## Short exercise
Determine how many lines of the entries contain "this". Reply with that number alone.

(Code that builds pages)
.....

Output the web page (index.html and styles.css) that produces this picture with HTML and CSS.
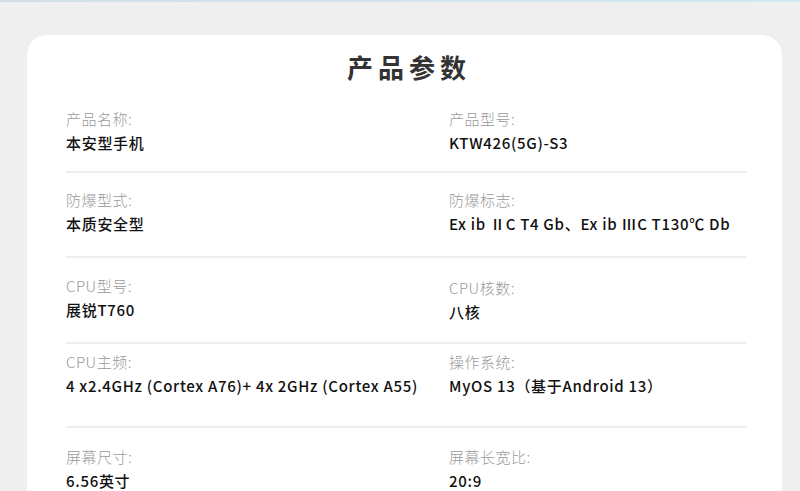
FILE: index.html
```html
<!DOCTYPE html>
<html lang="zh-CN">
<head>
<meta charset="utf-8">
<title>产品参数</title>
<link rel="stylesheet" href="styles.css">
</head>
<body>
<div class="topbar"></div>
<main class="card">
  <h1 class="title">产品参数</h1>
  <section class="specs">
    <div class="row r1">
      <div class="cell"><div class="label">产品名称:</div><div class="value">本安型手机</div></div>
      <div class="cell"><div class="label">产品型号:</div><div class="value">KTW426(5G)-S3</div></div>
    </div>
    <div class="row r2">
      <div class="cell"><div class="label">防爆型式:</div><div class="value">本质安全型</div></div>
      <div class="cell"><div class="label">防爆标志:</div><div class="value">Ex ib ⅡC T4 Gb、Ex ib ⅢC T130℃ Db</div></div>
    </div>
    <div class="row r3">
      <div class="cell"><div class="label">CPU型号:</div><div class="value">展锐T760</div></div>
      <div class="cell shift"><div class="label">CPU核数:</div><div class="value">八核</div></div>
    </div>
    <div class="row r4">
      <div class="cell"><div class="label">CPU主频:</div><div class="value">4 x2.4GHz (Cortex A76)+ 4x 2GHz (Cortex A55)</div></div>
      <div class="cell"><div class="label">操作系统:</div><div class="value">MyOS 13（基于Android 13）</div></div>
    </div>
    <div class="row r5">
      <div class="cell"><div class="label">屏幕尺寸:</div><div class="value">6.56英寸</div></div>
      <div class="cell"><div class="label">屏幕长宽比:</div><div class="value">20:9</div></div>
    </div>
  </section>
</main>
</body>
</html>
```

FILE: styles.css
```css
html, body {
  margin: 0;
  padding: 0;
}
body {
  background: #efefef;
  font-family: "Noto Sans CJK SC", "Noto Sans", sans-serif;
  overflow: hidden;
  height: 491px;
}
.topbar {
  height: 2px;
  background: linear-gradient(90deg, #d4dde4 0%, #d3e4ec 50%, #cfeaf2 100%);
}
.card {
  margin: 33px 0 0 27px;
  width: 755px;
  background: #fff;
  border-radius: 20px 20px 0 0;
  padding: 14px 35px 0 39px;
  box-sizing: border-box;
}
.title {
  margin: 0 0 6px 0;
  text-align: center;
  font-size: 26px;
  line-height: 36px;
  font-weight: 700;
  letter-spacing: 5px;
  color: #333;
  padding-left: 5px;
}
.row {
  display: grid;
  grid-template-columns: 383px 1fr;
  border-bottom: 2px solid #eeeeee;
}
.row:last-child { border-bottom: none; }
.r1 { padding: 16px 0 16px; }
.r2 { padding: 15px 0 20px; }
.r3 { padding: 16px 0 18px; }
.r4 { padding: 6px 0 28px; }
.r5 { padding: 17px 0 0; }
.shift { padding-top: 2px; }
.label {
  font-size: 15px;
  line-height: 24px;
  color: #9a9a9a;
  font-weight: 300;
  letter-spacing: 0.5px;
}
.value {
  font-size: 15px;
  line-height: 24px;
  color: #111;
  font-weight: 500;
  letter-spacing: 0.7px;
  white-space: nowrap;
}
```
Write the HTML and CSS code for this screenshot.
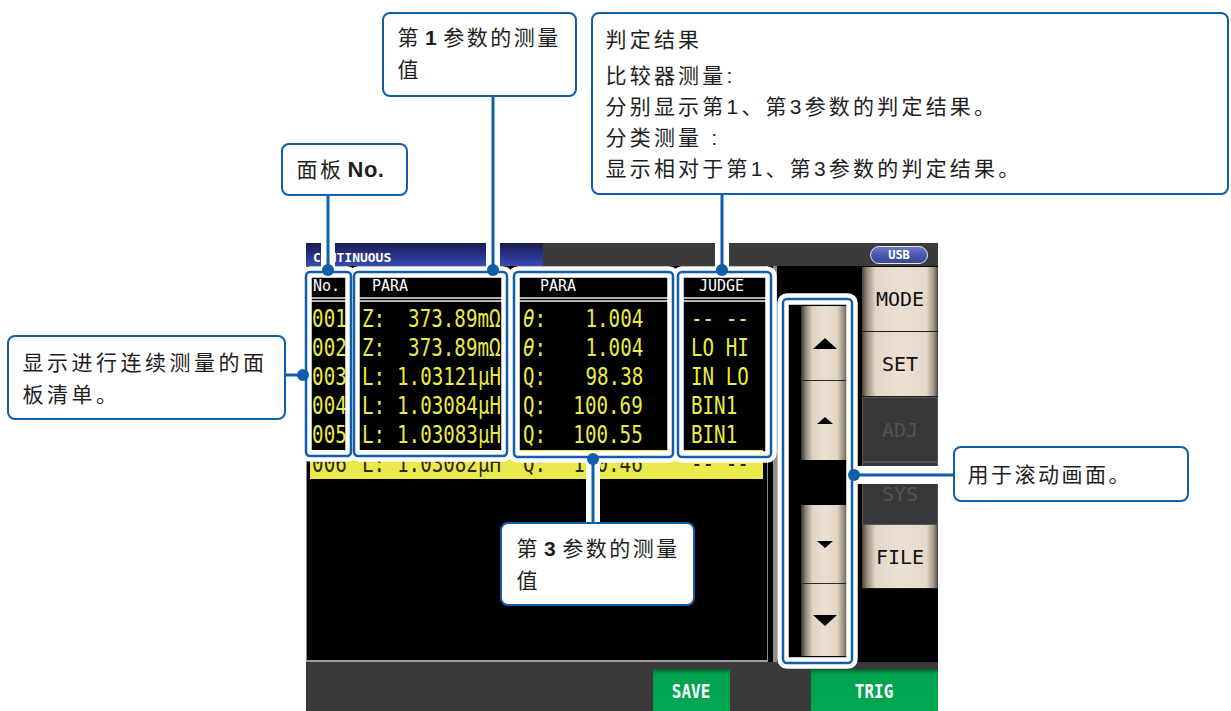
FILE: index.html
```html
<!DOCTYPE html>
<html lang="zh-CN">
<head>
<meta charset="utf-8">
<title>连续测量</title>
<link rel="stylesheet" href="styles.css">
</head>
<body>
<div class="stage">
  <div class="screen">
    <div class="titlebar">
      <div class="title-blue"><span class="title-text">CONTINUOUS</span></div>
      <div class="title-rest"><span class="usb">USB</span></div>
    </div>
    <div class="main">
      <div class="list">
        <div class="row head">
          <div class="c-no">No.</div>
          <div class="c-p1">PARA</div>
          <div class="c-p2">PARA</div>
          <div class="c-j">JUDGE</div>
        </div>
        <div class="rows">
          <div class="row">
            <div class="c-no"><span class="v">001</span></div>
            <div class="c-p1"><span class="l">Z:</span><span class="v">373.89mΩ</span></div>
            <div class="c-p2"><span class="l"><i>θ</i>:</span><span class="v">1.004</span></div>
            <div class="c-j"><span class="l">-- --</span></div>
          </div>
          <div class="row">
            <div class="c-no"><span class="v">002</span></div>
            <div class="c-p1"><span class="l">Z:</span><span class="v">373.89mΩ</span></div>
            <div class="c-p2"><span class="l"><i>θ</i>:</span><span class="v">1.004</span></div>
            <div class="c-j"><span class="l">LO HI</span></div>
          </div>
          <div class="row">
            <div class="c-no"><span class="v">003</span></div>
            <div class="c-p1"><span class="l">L:</span><span class="v">1.03121μH</span></div>
            <div class="c-p2"><span class="l">Q:</span><span class="v">98.38</span></div>
            <div class="c-j"><span class="l">IN LO</span></div>
          </div>
          <div class="row">
            <div class="c-no"><span class="v">004</span></div>
            <div class="c-p1"><span class="l">L:</span><span class="v">1.03084μH</span></div>
            <div class="c-p2"><span class="l">Q:</span><span class="v">100.69</span></div>
            <div class="c-j"><span class="l">BIN1</span></div>
          </div>
          <div class="row">
            <div class="c-no"><span class="v">005</span></div>
            <div class="c-p1"><span class="l">L:</span><span class="v">1.03083μH</span></div>
            <div class="c-p2"><span class="l">Q:</span><span class="v">100.55</span></div>
            <div class="c-j"><span class="l">BIN1</span></div>
          </div>
          <div class="row sel">
            <div class="c-no"><span class="v">006</span></div>
            <div class="c-p1"><span class="l">L:</span><span class="v">1.03082μH</span></div>
            <div class="c-p2"><span class="l">Q:</span><span class="v">100.46</span></div>
            <div class="c-j"><span class="l">-- --</span></div>
          </div>
        </div>
      </div>
      <div class="sbar"></div>
      <div class="scroll">
        <div class="sbtn b1"><svg width="24" height="11" viewBox="0 0 24 11"><polygon points="12,0 24,11 0,11"/></svg></div>
        <div class="sbtn b2"><svg width="16" height="7" viewBox="0 0 16 7"><polygon points="8,0 16,7 0,7"/></svg></div>
        <div class="sgap"></div>
        <div class="sbtn b3"><svg width="16" height="7" viewBox="0 0 16 7"><polygon points="0,0 16,0 8,7"/></svg></div>
        <div class="sbtn b4"><svg width="24" height="11" viewBox="0 0 24 11"><polygon points="0,0 24,0 12,11"/></svg></div>
      </div>
      <div class="menu">
        <div class="mbtn on m1">MODE</div>
        <div class="mbtn on m2">SET</div>
        <div class="mbtn off m3">ADJ</div>
        <div class="mbtn off m4">SYS</div>
        <div class="mbtn on m5">FILE</div>
      </div>
    </div>
    <div class="bottombar">
      <div class="gbtn save"><span class="gt">SAVE</span></div>
      <div class="gbtn trig"><span class="gt">TRIG</span></div>
    </div>
  </div>
</div>

<svg class="overlay" width="1231" height="711" viewBox="0 0 1231 711">
  <g fill="none" stroke="#fff" stroke-width="11.5">
    <rect x="306" y="272" width="45" height="184" rx="4"/>
    <rect x="354" y="272" width="153" height="184" rx="4"/>
    <rect x="514" y="272" width="159" height="185" rx="4"/>
    <rect x="678" y="272" width="93" height="185" rx="4"/>
    <rect x="783" y="299" width="69" height="364" rx="4"/>
  </g>
  <path d="M328 196V270M493 97V270M722 195V270M593 459V522" stroke="#fff" stroke-width="14"/>
  <path d="M854 475H953" stroke="#fff" stroke-width="18"/>
  <g fill="none" stroke="#105eaa" stroke-width="2.5">
    <rect x="306" y="272" width="45" height="184" rx="4"/>
    <rect x="354" y="272" width="153" height="184" rx="4"/>
    <rect x="514" y="272" width="159" height="185" rx="4"/>
    <rect x="678" y="272" width="93" height="185" rx="4"/>
    <rect x="783" y="299" width="69" height="364" rx="4"/>
  </g>
  <path d="M328 196V270M493 97V270M722 195V270M593 459V522M854 475H953M286 375H303" stroke="#105eaa" stroke-width="3" fill="none"/>
  <g fill="#105eaa">
    <circle cx="328" cy="270" r="6"/>
    <circle cx="493" cy="270" r="6"/>
    <circle cx="722" cy="270" r="6"/>
    <circle cx="303" cy="375" r="6"/>
    <circle cx="593" cy="459" r="6"/>
    <circle cx="854" cy="475" r="6"/>
  </g>
</svg>

<div class="callout co-p1">第<b>1</b>参数的测量<br>值</div>
<div class="callout co-no">面板<b>No.</b></div>
<div class="callout co-judge">
  <div class="first">判定结果</div>
  <div>比较器测量:</div>
  <div>分别显示第1、第3参数的判定结果。</div>
  <div>分类测量 :</div>
  <div>显示相对于第1、第3参数的判定结果。</div>
</div>
<div class="callout co-list">显示进行连续测量的面<br>板清单。</div>
<div class="callout co-scroll">用于滚动画面。</div>
<div class="callout co-p3">第<b>3</b>参数的测量<br>值</div>
</body>
</html>
```

FILE: styles.css
```css
* { box-sizing: border-box; margin: 0; padding: 0; }
html, body { width: 1231px; height: 711px; overflow: hidden; background: #fff; }
body { position: relative; font-family: "Liberation Sans", "Noto Sans CJK SC", sans-serif; }

.stage { width: 1231px; height: 711px; padding: 243px 0 0 306px; }
.screen { width: 632px; height: 468px; display: flex; flex-direction: column; background: #000; }

/* title bar */
.titlebar { height: 23px; flex: none; display: flex; }
.title-blue {
  width: 237px;
  background: linear-gradient(#1c1c50, #28338a 55%, #3a4bb2);
  display: flex; align-items: flex-end; padding: 0 0 2px 7px;
}
.title-text { font: bold 13px/13px "DejaVu Sans Mono", monospace; color: #fff; }
.title-rest {
  flex: 1; background: #3b3b3b;
  display: flex; justify-content: flex-end; align-items: center; padding-right: 10px;
}
.usb {
  width: 58px; height: 18px; border-radius: 9px; border: 1px solid #e6e6f0;
  background: linear-gradient(#6f7cc9, #4552a6 60%, #39468f);
  color: #fff; font: bold 12px/16px "DejaVu Sans Mono", monospace; text-align: center;
}

/* main area */
.main { height: 396px; flex: none; display: flex; }
.list {
  width: 462px; background: #000;
  border-left: 1px solid #8a8a8a; border-right: 1px solid #8a8a8a; border-bottom: 2px solid #a0a0a0;
  overflow: hidden;
}
.row {
  display: grid;
  grid-template-columns: 45px 14px 142px 16px 143px 16px 85px;
  margin-left: -4px;
  height: 29px;
  font: 24px/29px "DejaVu Sans Mono", monospace;
  color: #ebeb48;
  white-space: pre;
}
.row i { font-style: italic; }
.c-no { grid-column: 1; display: grid; }
.c-p1 { grid-column: 3; display: grid; padding-right: 3px; }
.c-p2 { grid-column: 5; display: grid; padding: 0 20px 0 3px; }
.c-j { grid-column: 7; display: grid; padding-left: 12px; }
.c-no .v { padding-right: 2px; }
.l, .v { grid-area: 1 / 1; display: inline-block; transform: scaleX(.8); }
.l { justify-self: start; transform-origin: left center; }
.v { justify-self: end; transform-origin: right center; }

.row.head {
  box-sizing: content-box;
  height: 20px;
  padding-top: 11px;
  font: 15px/18px "DejaVu Sans Mono", monospace;
  color: #fff;
  border-bottom: 5px double #b0b0b0;
}
.head .c-no { padding-left: 10px; }
.head .c-p1 { padding-left: 10px; }
.head .c-p2 { padding-left: 20px; }
.head .c-j { padding-left: 0; text-align: center; }
.rows { margin-top: 3px; }
.row.sel {
  color: #2a2a1a;
  background: linear-gradient(to right, transparent 7px, #e9e94c 7px, #e9e94c calc(100% - 4px), transparent calc(100% - 4px));
}

.sbar { width: 18px; background: linear-gradient(to right, #000 0 5px, #8e8e8e 5px 9px, #000 9px); }

.scroll { width: 76px; padding: 40px 0 0 15px; display: flex; flex-direction: column; background: #000; }
.sbtn {
  width: 48px; flex: none;
  background: linear-gradient(to right, #36322c, #8a8072 9%, #dfd3c3 24%, #ebe0d3 50%, #dfd3c3 76%, #8a8072 91%, #36322c);
  display: flex; align-items: center; justify-content: center;
}
.sbtn svg { fill: #000; display: block; }
.b1 { height: 74px; }
.b2 { height: 80px; border-top: 1px solid #2c2a26; }
.sgap { height: 45px; flex: none; }
.b3 { height: 78px; }
.b4 { height: 73px; border-top: 1px solid #2c2a26; }

.menu { width: 76px; padding-top: 1px; display: flex; flex-direction: column; background: #000; }
.mbtn {
  flex: none; display: flex; align-items: center; justify-content: center;
  font: 20px/1 "DejaVu Sans Mono", monospace;
}
.mbtn.on {
  color: #111;
  background: linear-gradient(to right, #4a443b, #9b907f 7%, #e2d7c8 18%, #ebe0d3 50%, #e4d9ca 85%, #9b907f 95%, #4a443b);
  border-bottom: 1px solid #1b1a18;
}
.mbtn.off { color: #555; background: #383838; border: 1px solid #565656; }
.m1 { height: 65px; }
.m2 { height: 65px; }
.m3 { height: 65px; }
.m4 { height: 63px; }
.m5 { height: 64px; }

/* bottom bar */
.bottombar { height: 49px; flex: none; background: #3a3a3a; display: flex; padding-top: 7px; }
.gbtn {
  background: linear-gradient(#0b5f31, #00a24f 5px, #00a851);
  display: flex; justify-content: center; padding-top: 12px;
}
.gt { display: inline-block; color: #fff; font: bold 20px/20px "DejaVu Sans Mono", monospace; transform: scaleX(.8); }
.save { width: 77px; margin-left: 347px; }
.trig { width: 127px; margin-left: 81px; }

/* annotations */
.overlay { position: absolute; left: 0; top: 0; }
.callout {
  position: absolute;
  background: #fff;
  border: 2.5px solid #105eaa;
  border-radius: 8px;
  color: #1e1e1e;
  font-size: 21px;
  line-height: 32px;
  letter-spacing: 2.5px;
  white-space: nowrap;
}
.callout b { font-family: "Liberation Sans", sans-serif; font-weight: bold; margin: 0 4px; }
.co-p1 { left: 382px; top: 12px; width: 195px; height: 85px; padding: 8px 0 0 13.5px; }
.co-no { left: 281px; top: 143px; width: 127px; height: 53px; padding: 8.5px 0 0 13.5px; }
.co-no b { margin: 0 0 0 4px; font-size: 22px; letter-spacing: .5px; }
.co-judge { left: 591px; top: 12px; width: 638px; height: 183px; padding: 10px 0 0 12.5px; line-height: 31px; letter-spacing: 3.2px; }
.co-judge .first { margin-bottom: 5px; }
.co-list { left: 7px; top: 335px; width: 279px; height: 85px; padding: 9.5px 0 0 13.5px; letter-spacing: 3.5px; }
.co-scroll { left: 953px; top: 446px; width: 236px; height: 56px; padding: 10.5px 0 0 12.5px; }
.co-p3 { left: 500px; top: 522px; width: 195px; height: 84px; padding: 9px 0 0 14.5px; }
```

.....

## Response to the exercise
2